We will file as exhibits to the registration statement of which this prospectus is a part, or will incorporate by reference from a current report on Form 8-K that we file with the SEC, forms of the warrant and warrant agreement, if any. The prospectus supplement relating to any warrants that we may offer will contain the specific terms of the warrants and a description of the material provisions of the applicable warrant agreement, if any.
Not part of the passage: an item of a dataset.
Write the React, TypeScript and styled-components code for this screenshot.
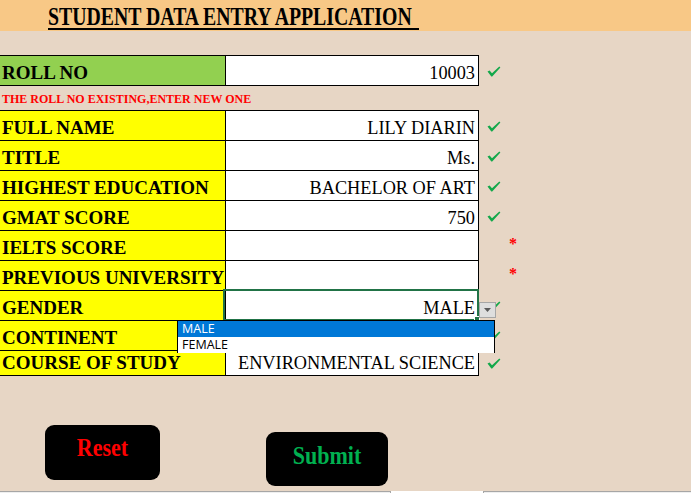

These terms may include the following:

the title of the warrants;
the price or prices at which the warrants will be issued;
the designation, amount and terms of the securities or other rights for which the warrants are exercisable;
the designation and terms of the other securities, if any, with which the warrants are to be issued and the number of warrants issued with each other security;
the aggregate number of warrants;
any provisions for adjustment of the number or amount of securities receivable upon exercise of the warrants or the exercise price of the warrants;
the price or prices at which the securities or other rights purchasable upon exercise of the warrants may be purchased;
if applicable, the date on and after which the warrants and the securities or other rights purchasable upon exercise of the warrants will be separately transferable;
a discussion of any material U.S. federal income tax considerations applicable to the exercise of the warrants;
the date on which the right to exercise the warrants will commence, and the date on which the right will expire;
the maximum or minimum number of warrants that may be exercised at any time;
information with respect to book-entry procedures, if any; and
any other terms of the warrants, including terms, procedures and limitations relating to the exchange and exercise of the warrants.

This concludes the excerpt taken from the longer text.